### Directions
Write out the data below in full, unchanged, minus the images.
---+---
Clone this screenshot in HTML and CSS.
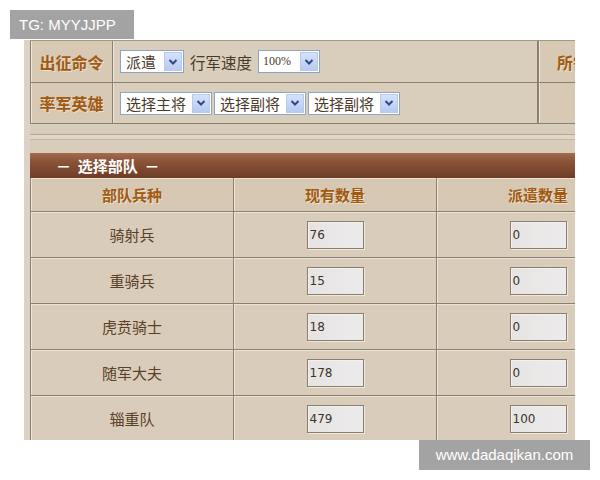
FILE: index.html
```html
<!DOCTYPE html>
<html lang="zh">
<head>
<meta charset="utf-8">
<title>出征</title>
<link rel="stylesheet" href="styles.css">
</head>
<body>
<div class="wm wm-top">TG: MYYJJPP</div>
<div class="shot">
  <div class="cmd">
    <div class="cmd-row r1">
      <div class="lab">出征命令</div>
      <div class="ctl">
        <div class="sel w64"><span class="sv">派遣</span><span class="arr"><svg width="10" height="8" viewBox="0 0 10 8"><path d="M1.5 2 L5 5.5 L8.5 2" fill="none" stroke="#2d4a86" stroke-width="2"/></svg></span></div>
        <span class="txt">行军速度</span>
        <div class="sel w62"><span class="sv small">100%</span><span class="arr"><svg width="10" height="8" viewBox="0 0 10 8"><path d="M1.5 2 L5 5.5 L8.5 2" fill="none" stroke="#2d4a86" stroke-width="2"/></svg></span></div>
      </div>
      <div class="lab side">所需</div>
    </div>
    <div class="cmd-row r2">
      <div class="lab">率军英雄</div>
      <div class="ctl tight">
        <div class="sel w92"><span class="sv">选择主将</span><span class="arr"><svg width="10" height="8" viewBox="0 0 10 8"><path d="M1.5 2 L5 5.5 L8.5 2" fill="none" stroke="#2d4a86" stroke-width="2"/></svg></span></div>
        <div class="sel w92"><span class="sv">选择副将</span><span class="arr"><svg width="10" height="8" viewBox="0 0 10 8"><path d="M1.5 2 L5 5.5 L8.5 2" fill="none" stroke="#2d4a86" stroke-width="2"/></svg></span></div>
        <div class="sel w92"><span class="sv">选择副将</span><span class="arr"><svg width="10" height="8" viewBox="0 0 10 8"><path d="M1.5 2 L5 5.5 L8.5 2" fill="none" stroke="#2d4a86" stroke-width="2"/></svg></span></div>
      </div>
      <div class="lab side"></div>
    </div>
  </div>
  <div class="band"><div class="band-line"></div></div>
  <div class="bar">－&nbsp;&nbsp;选择部队&nbsp;&nbsp;－</div>
  <div class="troops">
    <div class="th">部队兵种</div><div class="th">现有数量</div><div class="th">派遣数量</div>
    <div class="td name">骑射兵</div><div class="td"><span class="inp">76</span></div><div class="td"><span class="inp">0</span></div>
    <div class="td name">重骑兵</div><div class="td"><span class="inp">15</span></div><div class="td"><span class="inp">0</span></div>
    <div class="td name">虎贲骑士</div><div class="td"><span class="inp">18</span></div><div class="td"><span class="inp">0</span></div>
    <div class="td name">随军大夫</div><div class="td"><span class="inp">178</span></div><div class="td"><span class="inp">0</span></div>
    <div class="td name">辎重队</div><div class="td"><span class="inp">479</span></div><div class="td"><span class="inp">100</span></div>
  </div>
</div>
<div class="wm wm-bot">www.dadaqikan.com</div>
</body>
</html>
```
FILE: styles.css
```css
html, body {
  margin: 0;
  padding: 0;
  background: #ffffff;
  width: 600px;
  height: 480px;
  overflow: hidden;
  font-family: "Noto Sans CJK SC", "Liberation Sans", sans-serif;
}
body {
  position: relative;
}
.wm {
  position: absolute;
  background: #a3a3a3;
  color: #ffffff;
  font-family: "Liberation Sans", Arial, sans-serif;
  font-size: 15px;
  line-height: 30px;
  z-index: 5;
}
.wm-top {
  left: 10px;
  top: 10px;
  width: 124px;
  height: 29px;
  line-height: 29px;
  padding-left: 9px;
  box-sizing: border-box;
}
.wm-bot {
  left: 419px;
  top: 440px;
  width: 171px;
  height: 30px;
  text-align: center;
}
.shot {
  margin: 40px 0 0 24px;
  width: 551px;
  height: 400px;
  overflow: hidden;
  background: #ddd2c3;
  padding-left: 6px;
  box-sizing: border-box;
}
.cmd {
  width: 620px;
  border-top: 1px solid #a3978a;
}
.cmd-row {
  display: grid;
  grid-template-columns: 82px 425px 113px;
  border-bottom: 1px solid #8c8071;
  box-shadow: inset 0 1px 0 #eee6d9;
}
.r1 { height: 41px; }
.r2 { height: 40px; }
.lab {
  border-left: 1px solid #8c8071;
  box-shadow: inset 1px 0 0 #ede5d8;
  background: #d7c9b4;
  color: #a05a12;
  font-weight: bold;
  font-size: 16px;
  display: flex;
  align-items: center;
  justify-content: center;
  text-shadow: 1px 1px 0 #e9dfcf;
}
.lab.side {
  justify-content: flex-start;
  padding-left: 18px;
  border-left: 2px solid #8c8071;
}
.ctl {
  border-left: 1px solid #8c8071;
  box-shadow: inset 1px 0 0 #ede5d8;
  background: #d9cdbb;
  display: flex;
  align-items: center;
  padding-left: 7px;
  gap: 6px;
}
.ctl.tight { gap: 2px; }
.sel {
  height: 23px;
  box-sizing: border-box;
  border: 1px solid #8ea3c6;
  background: #ffffff;
  display: flex;
  align-items: center;
  justify-content: space-between;
  padding: 1px;
}
.w64 { width: 64px; }
.w62 { width: 62px; }
.w92 { width: 92px; }
.sv {
  color: #4a3a2a;
  font-size: 15px;
  padding-left: 4px;
  line-height: 19px;
}
.sv.small {
  font-family: "Liberation Serif", serif;
  font-size: 12px;
  padding-left: 3px;
}
.arr {
  width: 18px;
  height: 19px;
  background: linear-gradient(#d6e2fb, #b7caf1);
  border: 1px solid #b9c9ea;
  box-sizing: border-box;
  display: flex;
  align-items: center;
  justify-content: center;
}
.txt {
  color: #4a3a2a;
  font-size: 15.5px;
}
.band {
  height: 29px;
  background: #d8ccba;
  padding-top: 10px;
  box-sizing: border-box;
}
.band-line {
  height: 4px;
  border-top: 1px solid #b4a896;
  border-bottom: 1px solid #c2b6a4;
  background: #e0d6c8;
}
.bar {
  height: 25px;
  width: 620px;
  background: linear-gradient(#a36c4f 0%, #8a5338 35%, #6e3c26 100%);
  color: #ffffff;
  font-weight: bold;
  font-size: 15px;
  line-height: 25px;
  padding-left: 26px;
  box-sizing: border-box;
}
.troops {
  display: grid;
  grid-template-columns: 203px 203px 203px;
  grid-template-rows: 34px 46px 46px 46px 46px 46px;
  width: 609px;
}
.th, .td {
  border-left: 1px solid #8c8071;
  border-bottom: 1px solid #8c8071;
  box-shadow: inset 1px 1px 0 #ece4d6;
  background: #d9ccba;
  display: flex;
  align-items: center;
  justify-content: center;
  box-sizing: border-box;
}
.th {
  color: #a05a12;
  font-weight: bold;
  font-size: 15px;
  text-shadow: 1px 1px 0 #ebe1d2;
  background: #d6c8b2;
}
.td.name {
  color: #5a4028;
  font-size: 15px;
}
.inp {
  width: 57px;
  height: 28px;
  box-sizing: border-box;
  border: 1px solid #8a7e6f;
  box-shadow: inset 1px 1px 0 #f4f1ec, 1px 1px 0 #f0e8dc;
  background: linear-gradient(90deg, #e6e4e3, #ecebeb);
  color: #3e3328;
  font-family: "DejaVu Sans", sans-serif;
  font-size: 12px;
  line-height: 26px;
  padding-left: 2px;
}
```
---+---
### Written answer
Clone this screenshot in HTML and CSS.
FILE: index.html
```html
<!DOCTYPE html>
<html lang="zh">
<head>
<meta charset="utf-8">
<title>出征</title>
<link rel="stylesheet" href="styles.css">
</head>
<body>
<div class="wm wm-top">TG: MYYJJPP</div>
<div class="shot">
  <div class="cmd">
    <div class="cmd-row r1">
      <div class="lab">出征命令</div>
      <div class="ctl">
        <div class="sel w64"><span class="sv">派遣</span><span class="arr"><svg width="10" height="8" viewBox="0 0 10 8"><path d="M1.5 2 L5 5.5 L8.5 2" fill="none" stroke="#2d4a86" stroke-width="2"/></svg></span></div>
        <span class="txt">行军速度</span>
        <div class="sel w62"><span class="sv small">100%</span><span class="arr"><svg width="10" height="8" viewBox="0 0 10 8"><path d="M1.5 2 L5 5.5 L8.5 2" fill="none" stroke="#2d4a86" stroke-width="2"/></svg></span></div>
      </div>
      <div class="lab side">所需</div>
    </div>
    <div class="cmd-row r2">
      <div class="lab">率军英雄</div>
      <div class="ctl tight">
        <div class="sel w92"><span class="sv">选择主将</span><span class="arr"><svg width="10" height="8" viewBox="0 0 10 8"><path d="M1.5 2 L5 5.5 L8.5 2" fill="none" stroke="#2d4a86" stroke-width="2"/></svg></span></div>
        <div class="sel w92"><span class="sv">选择副将</span><span class="arr"><svg width="10" height="8" viewBox="0 0 10 8"><path d="M1.5 2 L5 5.5 L8.5 2" fill="none" stroke="#2d4a86" stroke-width="2"/></svg></span></div>
        <div class="sel w92"><span class="sv">选择副将</span><span class="arr"><svg width="10" height="8" viewBox="0 0 10 8"><path d="M1.5 2 L5 5.5 L8.5 2" fill="none" stroke="#2d4a86" stroke-width="2"/></svg></span></div>
      </div>
      <div class="lab side"></div>
    </div>
  </div>
  <div class="band"><div class="band-line"></div></div>
  <div class="bar">－&nbsp;&nbsp;选择部队&nbsp;&nbsp;－</div>
  <div class="troops">
    <div class="th">部队兵种</div><div class="th">现有数量</div><div class="th">派遣数量</div>
    <div class="td name">骑射兵</div><div class="td"><span class="inp">76</span></div><div class="td"><span class="inp">0</span></div>
    <div class="td name">重骑兵</div><div class="td"><span class="inp">15</span></div><div class="td"><span class="inp">0</span></div>
    <div class="td name">虎贲骑士</div><div class="td"><span class="inp">18</span></div><div class="td"><span class="inp">0</span></div>
    <div class="td name">随军大夫</div><div class="td"><span class="inp">178</span></div><div class="td"><span class="inp">0</span></div>
    <div class="td name">辎重队</div><div class="td"><span class="inp">479</span></div><div class="td"><span class="inp">100</span></div>
  </div>
</div>
<div class="wm wm-bot">www.dadaqikan.com</div>
</body>
</html>
```
FILE: styles.css
```css
html, body {
  margin: 0;
  padding: 0;
  background: #ffffff;
  width: 600px;
  height: 480px;
  overflow: hidden;
  font-family: "Noto Sans CJK SC", "Liberation Sans", sans-serif;
}
body {
  position: relative;
}
.wm {
  position: absolute;
  background: #a3a3a3;
  color: #ffffff;
  font-family: "Liberation Sans", Arial, sans-serif;
  font-size: 15px;
  line-height: 30px;
  z-index: 5;
}
.wm-top {
  left: 10px;
  top: 10px;
  width: 124px;
  height: 29px;
  line-height: 29px;
  padding-left: 9px;
  box-sizing: border-box;
}
.wm-bot {
  left: 419px;
  top: 440px;
  width: 171px;
  height: 30px;
  text-align: center;
}
.shot {
  margin: 40px 0 0 24px;
  width: 551px;
  height: 400px;
  overflow: hidden;
  background: #ddd2c3;
  padding-left: 6px;
  box-sizing: border-box;
}
.cmd {
  width: 620px;
  border-top: 1px solid #a3978a;
}
.cmd-row {
  display: grid;
  grid-template-columns: 82px 425px 113px;
  border-bottom: 1px solid #8c8071;
  box-shadow: inset 0 1px 0 #eee6d9;
}
.r1 { height: 41px; }
.r2 { height: 40px; }
.lab {
  border-left: 1px solid #8c8071;
  box-shadow: inset 1px 0 0 #ede5d8;
  background: #d7c9b4;
  color: #a05a12;
  font-weight: bold;
  font-size: 16px;
  display: flex;
  align-items: center;
  justify-content: center;
  text-shadow: 1px 1px 0 #e9dfcf;
}
.lab.side {
  justify-content: flex-start;
  padding-left: 18px;
  border-left: 2px solid #8c8071;
}
.ctl {
  border-left: 1px solid #8c8071;
  box-shadow: inset 1px 0 0 #ede5d8;
  background: #d9cdbb;
  display: flex;
  align-items: center;
  padding-left: 7px;
  gap: 6px;
}
.ctl.tight { gap: 2px; }
.sel {
  height: 23px;
  box-sizing: border-box;
  border: 1px solid #8ea3c6;
  background: #ffffff;
  display: flex;
  align-items: center;
  justify-content: space-between;
  padding: 1px;
}
.w64 { width: 64px; }
.w62 { width: 62px; }
.w92 { width: 92px; }
.sv {
  color: #4a3a2a;
  font-size: 15px;
  padding-left: 4px;
  line-height: 19px;
}
.sv.small {
  font-family: "Liberation Serif", serif;
  font-size: 12px;
  padding-left: 3px;
}
.arr {
  width: 18px;
  height: 19px;
  background: linear-gradient(#d6e2fb, #b7caf1);
  border: 1px solid #b9c9ea;
  box-sizing: border-box;
  display: flex;
  align-items: center;
  justify-content: center;
}
.txt {
  color: #4a3a2a;
  font-size: 15.5px;
}
.band {
  height: 29px;
  background: #d8ccba;
  padding-top: 10px;
  box-sizing: border-box;
}
.band-line {
  height: 4px;
  border-top: 1px solid #b4a896;
  border-bottom: 1px solid #c2b6a4;
  background: #e0d6c8;
}
.bar {
  height: 25px;
  width: 620px;
  background: linear-gradient(#a36c4f 0%, #8a5338 35%, #6e3c26 100%);
  color: #ffffff;
  font-weight: bold;
  font-size: 15px;
  line-height: 25px;
  padding-left: 26px;
  box-sizing: border-box;
}
.troops {
  display: grid;
  grid-template-columns: 203px 203px 203px;
  grid-template-rows: 34px 46px 46px 46px 46px 46px;
  width: 609px;
}
.th, .td {
  border-left: 1px solid #8c8071;
  border-bottom: 1px solid #8c8071;
  box-shadow: inset 1px 1px 0 #ece4d6;
  background: #d9ccba;
  display: flex;
  align-items: center;
  justify-content: center;
  box-sizing: border-box;
}
.th {
  color: #a05a12;
  font-weight: bold;
  font-size: 15px;
  text-shadow: 1px 1px 0 #ebe1d2;
  background: #d6c8b2;
}
.td.name {
  color: #5a4028;
  font-size: 15px;
}
.inp {
  width: 57px;
  height: 28px;
  box-sizing: border-box;
  border: 1px solid #8a7e6f;
  box-shadow: inset 1px 1px 0 #f4f1ec, 1px 1px 0 #f0e8dc;
  background: linear-gradient(90deg, #e6e4e3, #ecebeb);
  color: #3e3328;
  font-family: "DejaVu Sans", sans-serif;
  font-size: 12px;
  line-height: 26px;
  padding-left: 2px;
}
```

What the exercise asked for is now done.